If this is used to fit a curve joining the points (xi,yi) and (x{i+1},y{i+1}), then you should choose t = x - xi. At the point (xi,yi), you know that t=0 and so the above equations give

yi = d and dy/dx = c = f(i )

If you define h = x{i+1}-xi then at the point (x{i+1},y{i+1}) the equations give

y{i+1} = a h^{3} + b h^{2} + c h + d

and

dy/dx = f{i+1} = 3a h^{2} + 2b h + c

These last two equations must be solved to give the values of a and b. Multiplying the first equation by 3 and the second equation by h gives

3ah^3 + 3bh^2 + 3ch + 3d = 3y{i+1}

3ah^3 + 2bh^2 + ch = hf{i+1}

Subtracting the second equation from the first one allows you to calculate b

b = (3y{i+1} - h f{i+1} -2ch -3d)/(h^2)

Once b has been calculated, you can substitute it in the second equation to obtain the value of a

a = (f{i+1} - 2bh -c)/(3h^2)

This means that the cubic joining P{i} to P{i+1} has the equation

y = a(x-xi)^3 + b(x-xi)^2 + c(x-xi) + d

for values of x from xi to x{i+1}. It will then be necessary to calculate several small segments for each interval and probably use a separate call to Polyline for each interval in turn.

Bessel Interpolation

This uses three points, x[i-1], x[i] and x[i+1] to estimate the value of s[i]. Thus the method loses one point at each end of the array. The equation for s[i] is given below, and is equivalent to fitting a quadratic through the three points and using its equation to estimate s[i].

s[i] =((x{i+1}-x{i})^{2}*(y[i-1]-y[i])+(x{i}-x{i-1})^{2}*(y{i}-y{i+1}))
      ---------------------------------------------------------------------
         (x{i+1}-x{i}) *(x{i}-x{i-1})* (x{i-1}-x{i+1})
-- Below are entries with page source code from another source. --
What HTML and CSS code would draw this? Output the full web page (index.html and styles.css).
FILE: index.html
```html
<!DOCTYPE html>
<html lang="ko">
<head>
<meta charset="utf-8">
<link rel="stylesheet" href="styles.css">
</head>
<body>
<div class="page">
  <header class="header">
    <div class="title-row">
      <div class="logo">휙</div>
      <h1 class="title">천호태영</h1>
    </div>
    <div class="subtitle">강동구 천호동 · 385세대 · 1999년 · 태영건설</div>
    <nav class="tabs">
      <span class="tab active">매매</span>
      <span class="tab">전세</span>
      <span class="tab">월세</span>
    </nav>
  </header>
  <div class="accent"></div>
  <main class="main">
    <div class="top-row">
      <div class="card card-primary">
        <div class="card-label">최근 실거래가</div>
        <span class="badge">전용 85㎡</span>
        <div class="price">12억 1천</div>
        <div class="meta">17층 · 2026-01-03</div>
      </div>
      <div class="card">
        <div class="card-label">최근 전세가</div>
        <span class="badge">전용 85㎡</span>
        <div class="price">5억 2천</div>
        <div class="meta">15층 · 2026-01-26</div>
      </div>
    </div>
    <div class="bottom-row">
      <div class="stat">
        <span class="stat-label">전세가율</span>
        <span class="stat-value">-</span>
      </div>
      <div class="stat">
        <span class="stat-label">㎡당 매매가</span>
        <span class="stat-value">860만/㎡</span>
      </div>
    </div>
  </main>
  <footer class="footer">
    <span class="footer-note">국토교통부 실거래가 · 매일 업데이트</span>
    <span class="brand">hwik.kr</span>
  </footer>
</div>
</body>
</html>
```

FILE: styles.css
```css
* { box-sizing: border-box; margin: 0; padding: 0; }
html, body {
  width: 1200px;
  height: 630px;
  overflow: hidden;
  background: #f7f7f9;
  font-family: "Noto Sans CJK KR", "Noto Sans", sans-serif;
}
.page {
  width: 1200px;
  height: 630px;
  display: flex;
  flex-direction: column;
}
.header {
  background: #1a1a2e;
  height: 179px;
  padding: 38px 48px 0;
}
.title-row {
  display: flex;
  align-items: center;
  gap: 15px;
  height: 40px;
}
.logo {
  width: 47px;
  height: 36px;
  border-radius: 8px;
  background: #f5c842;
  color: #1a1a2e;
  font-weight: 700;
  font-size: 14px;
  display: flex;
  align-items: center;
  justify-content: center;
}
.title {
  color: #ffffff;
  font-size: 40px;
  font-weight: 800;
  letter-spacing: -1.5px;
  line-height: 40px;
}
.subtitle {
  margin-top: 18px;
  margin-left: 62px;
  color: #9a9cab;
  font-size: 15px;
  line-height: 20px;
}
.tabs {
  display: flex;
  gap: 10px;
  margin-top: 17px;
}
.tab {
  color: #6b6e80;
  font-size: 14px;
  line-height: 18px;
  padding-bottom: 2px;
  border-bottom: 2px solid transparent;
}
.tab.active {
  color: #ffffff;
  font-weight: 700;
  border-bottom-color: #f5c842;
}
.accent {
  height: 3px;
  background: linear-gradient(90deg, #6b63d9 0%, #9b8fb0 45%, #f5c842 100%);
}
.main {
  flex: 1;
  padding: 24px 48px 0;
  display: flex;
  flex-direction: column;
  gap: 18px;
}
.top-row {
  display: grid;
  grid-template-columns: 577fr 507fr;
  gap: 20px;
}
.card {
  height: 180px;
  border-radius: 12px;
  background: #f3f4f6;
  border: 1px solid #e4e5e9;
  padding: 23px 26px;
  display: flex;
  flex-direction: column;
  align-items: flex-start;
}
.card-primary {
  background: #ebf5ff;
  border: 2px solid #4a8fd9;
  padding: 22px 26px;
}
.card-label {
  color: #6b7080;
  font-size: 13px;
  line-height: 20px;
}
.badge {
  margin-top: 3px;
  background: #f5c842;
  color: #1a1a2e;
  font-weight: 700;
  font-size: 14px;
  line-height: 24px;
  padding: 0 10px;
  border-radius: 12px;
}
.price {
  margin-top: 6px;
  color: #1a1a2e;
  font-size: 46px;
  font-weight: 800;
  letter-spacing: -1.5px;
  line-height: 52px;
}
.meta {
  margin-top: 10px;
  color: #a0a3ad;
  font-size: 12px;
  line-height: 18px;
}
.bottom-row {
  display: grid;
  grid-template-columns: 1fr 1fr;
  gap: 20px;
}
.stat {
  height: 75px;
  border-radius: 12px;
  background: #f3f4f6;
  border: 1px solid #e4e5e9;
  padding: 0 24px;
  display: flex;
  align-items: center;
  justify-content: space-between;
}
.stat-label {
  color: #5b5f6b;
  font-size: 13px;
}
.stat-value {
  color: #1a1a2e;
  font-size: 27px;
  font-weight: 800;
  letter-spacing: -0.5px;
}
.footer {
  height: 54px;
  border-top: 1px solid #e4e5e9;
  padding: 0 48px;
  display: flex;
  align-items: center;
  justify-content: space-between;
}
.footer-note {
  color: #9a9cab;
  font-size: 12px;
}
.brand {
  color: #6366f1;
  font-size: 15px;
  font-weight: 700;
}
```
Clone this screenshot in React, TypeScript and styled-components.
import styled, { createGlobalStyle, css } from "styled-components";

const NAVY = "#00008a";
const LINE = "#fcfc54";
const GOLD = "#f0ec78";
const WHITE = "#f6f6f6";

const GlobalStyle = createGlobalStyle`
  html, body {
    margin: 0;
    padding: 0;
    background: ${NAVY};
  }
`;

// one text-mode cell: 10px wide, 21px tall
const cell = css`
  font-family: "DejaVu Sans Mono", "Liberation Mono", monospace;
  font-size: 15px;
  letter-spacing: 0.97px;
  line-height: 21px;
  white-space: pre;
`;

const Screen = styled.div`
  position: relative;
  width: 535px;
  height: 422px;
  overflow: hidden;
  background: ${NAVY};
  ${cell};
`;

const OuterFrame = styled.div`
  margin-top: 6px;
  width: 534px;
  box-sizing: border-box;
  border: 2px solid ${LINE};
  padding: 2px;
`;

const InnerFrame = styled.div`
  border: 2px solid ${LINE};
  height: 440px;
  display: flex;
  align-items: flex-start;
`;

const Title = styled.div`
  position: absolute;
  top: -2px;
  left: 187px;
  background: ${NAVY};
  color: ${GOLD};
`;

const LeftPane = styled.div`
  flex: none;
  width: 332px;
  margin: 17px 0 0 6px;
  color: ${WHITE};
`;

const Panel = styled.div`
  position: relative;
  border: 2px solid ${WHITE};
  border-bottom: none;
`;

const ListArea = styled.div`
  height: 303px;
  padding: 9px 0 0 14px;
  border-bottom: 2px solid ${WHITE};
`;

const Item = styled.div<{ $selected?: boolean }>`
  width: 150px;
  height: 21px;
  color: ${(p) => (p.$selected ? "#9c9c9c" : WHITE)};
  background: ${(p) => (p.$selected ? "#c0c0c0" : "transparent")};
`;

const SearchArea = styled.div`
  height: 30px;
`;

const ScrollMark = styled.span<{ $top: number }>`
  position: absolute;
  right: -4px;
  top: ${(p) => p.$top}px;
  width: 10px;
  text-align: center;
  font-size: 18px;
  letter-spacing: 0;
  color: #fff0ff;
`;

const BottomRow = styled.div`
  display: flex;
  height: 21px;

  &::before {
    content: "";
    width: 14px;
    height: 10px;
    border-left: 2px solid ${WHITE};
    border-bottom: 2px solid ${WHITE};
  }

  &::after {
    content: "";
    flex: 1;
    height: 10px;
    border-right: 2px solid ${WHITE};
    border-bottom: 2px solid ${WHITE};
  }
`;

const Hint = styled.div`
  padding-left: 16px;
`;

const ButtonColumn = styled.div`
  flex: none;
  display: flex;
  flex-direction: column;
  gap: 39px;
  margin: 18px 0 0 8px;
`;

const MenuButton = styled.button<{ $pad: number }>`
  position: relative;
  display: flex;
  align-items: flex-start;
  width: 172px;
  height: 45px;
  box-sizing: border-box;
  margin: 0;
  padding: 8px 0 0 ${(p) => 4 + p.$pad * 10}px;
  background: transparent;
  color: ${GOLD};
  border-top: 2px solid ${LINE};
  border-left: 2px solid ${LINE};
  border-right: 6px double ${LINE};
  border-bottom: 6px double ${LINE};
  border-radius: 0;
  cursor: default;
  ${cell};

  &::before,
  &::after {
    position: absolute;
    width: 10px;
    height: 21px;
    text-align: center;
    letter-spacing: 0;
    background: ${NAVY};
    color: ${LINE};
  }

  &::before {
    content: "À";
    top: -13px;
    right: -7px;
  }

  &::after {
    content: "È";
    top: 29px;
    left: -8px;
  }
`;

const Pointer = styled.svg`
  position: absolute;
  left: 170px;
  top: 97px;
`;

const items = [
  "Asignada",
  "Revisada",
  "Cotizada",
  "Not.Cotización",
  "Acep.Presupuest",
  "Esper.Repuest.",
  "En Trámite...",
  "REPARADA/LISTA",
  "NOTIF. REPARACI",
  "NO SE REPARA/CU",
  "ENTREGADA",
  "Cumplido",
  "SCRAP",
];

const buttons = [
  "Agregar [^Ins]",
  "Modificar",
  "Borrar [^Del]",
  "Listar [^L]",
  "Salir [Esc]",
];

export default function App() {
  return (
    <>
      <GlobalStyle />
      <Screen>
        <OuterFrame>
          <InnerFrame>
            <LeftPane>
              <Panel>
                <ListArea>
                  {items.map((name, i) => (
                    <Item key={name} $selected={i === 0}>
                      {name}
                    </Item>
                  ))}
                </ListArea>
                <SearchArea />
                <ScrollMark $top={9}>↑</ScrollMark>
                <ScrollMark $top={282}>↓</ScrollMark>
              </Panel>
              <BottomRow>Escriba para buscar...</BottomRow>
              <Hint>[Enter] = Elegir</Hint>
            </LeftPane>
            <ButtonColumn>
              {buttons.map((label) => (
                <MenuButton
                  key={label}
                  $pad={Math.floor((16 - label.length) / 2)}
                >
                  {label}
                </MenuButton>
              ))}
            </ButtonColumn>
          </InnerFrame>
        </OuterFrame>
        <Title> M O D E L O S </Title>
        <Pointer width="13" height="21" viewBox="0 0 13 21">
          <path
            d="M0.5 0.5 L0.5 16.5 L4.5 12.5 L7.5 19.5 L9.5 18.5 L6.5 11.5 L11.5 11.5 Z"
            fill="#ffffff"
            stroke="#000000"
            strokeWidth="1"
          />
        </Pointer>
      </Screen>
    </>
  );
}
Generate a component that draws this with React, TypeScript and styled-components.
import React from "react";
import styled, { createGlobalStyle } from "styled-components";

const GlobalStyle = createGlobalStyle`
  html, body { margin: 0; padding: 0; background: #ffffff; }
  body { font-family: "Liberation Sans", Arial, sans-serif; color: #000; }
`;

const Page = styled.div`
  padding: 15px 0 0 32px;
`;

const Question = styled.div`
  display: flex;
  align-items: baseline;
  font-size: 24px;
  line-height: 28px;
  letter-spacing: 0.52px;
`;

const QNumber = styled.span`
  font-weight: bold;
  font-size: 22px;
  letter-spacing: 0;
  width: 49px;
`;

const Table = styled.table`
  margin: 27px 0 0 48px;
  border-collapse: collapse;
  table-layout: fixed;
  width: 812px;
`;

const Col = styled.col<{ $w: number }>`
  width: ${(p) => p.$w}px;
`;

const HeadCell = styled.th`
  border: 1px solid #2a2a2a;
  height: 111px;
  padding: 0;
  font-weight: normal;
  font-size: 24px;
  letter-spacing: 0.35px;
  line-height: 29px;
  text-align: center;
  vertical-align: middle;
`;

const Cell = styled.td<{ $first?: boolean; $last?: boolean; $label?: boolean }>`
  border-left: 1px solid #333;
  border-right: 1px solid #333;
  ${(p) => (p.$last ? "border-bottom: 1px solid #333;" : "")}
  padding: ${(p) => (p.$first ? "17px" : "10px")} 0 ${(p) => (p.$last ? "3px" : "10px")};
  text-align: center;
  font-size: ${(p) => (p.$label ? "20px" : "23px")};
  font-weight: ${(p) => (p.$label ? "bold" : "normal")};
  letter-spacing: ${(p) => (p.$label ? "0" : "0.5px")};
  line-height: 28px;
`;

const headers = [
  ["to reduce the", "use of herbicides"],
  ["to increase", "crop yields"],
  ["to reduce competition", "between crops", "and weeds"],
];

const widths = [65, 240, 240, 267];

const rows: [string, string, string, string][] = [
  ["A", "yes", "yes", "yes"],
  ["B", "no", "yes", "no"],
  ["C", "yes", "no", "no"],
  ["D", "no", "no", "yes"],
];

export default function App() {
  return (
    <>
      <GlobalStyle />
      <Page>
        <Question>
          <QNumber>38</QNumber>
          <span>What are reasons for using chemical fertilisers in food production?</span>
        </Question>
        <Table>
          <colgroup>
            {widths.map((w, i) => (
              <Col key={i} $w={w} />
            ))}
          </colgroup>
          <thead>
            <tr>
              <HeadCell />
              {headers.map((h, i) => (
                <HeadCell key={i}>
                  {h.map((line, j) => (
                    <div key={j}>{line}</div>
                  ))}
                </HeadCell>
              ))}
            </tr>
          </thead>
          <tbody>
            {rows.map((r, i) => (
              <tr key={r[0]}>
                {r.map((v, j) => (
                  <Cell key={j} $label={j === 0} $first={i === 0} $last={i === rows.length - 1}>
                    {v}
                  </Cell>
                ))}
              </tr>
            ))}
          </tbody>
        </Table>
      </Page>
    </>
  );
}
  This is also a local method.

Akima's Interpolation

This uses five points to estimate the value of s[i] and so loses two points at each end. It tends to smooth out the curve, which may be desirable, but can sometimes average out kinks in the curve which should be retained. The equation to estimate s[i] is correspondingly more complicated.

If 			d[i] = (y[i]-y[i+1])/(x[i]-x[i+1])
and			w[i] = d[i] - d[i-1] 
then			s[i] = {w[i+1]*d[i-1]+w[i-1]*d[i]} / {(w[i+1]+w[i-1])}

The method was first described in the Journal of the A.C.M., volume 17 (1970) p589-602.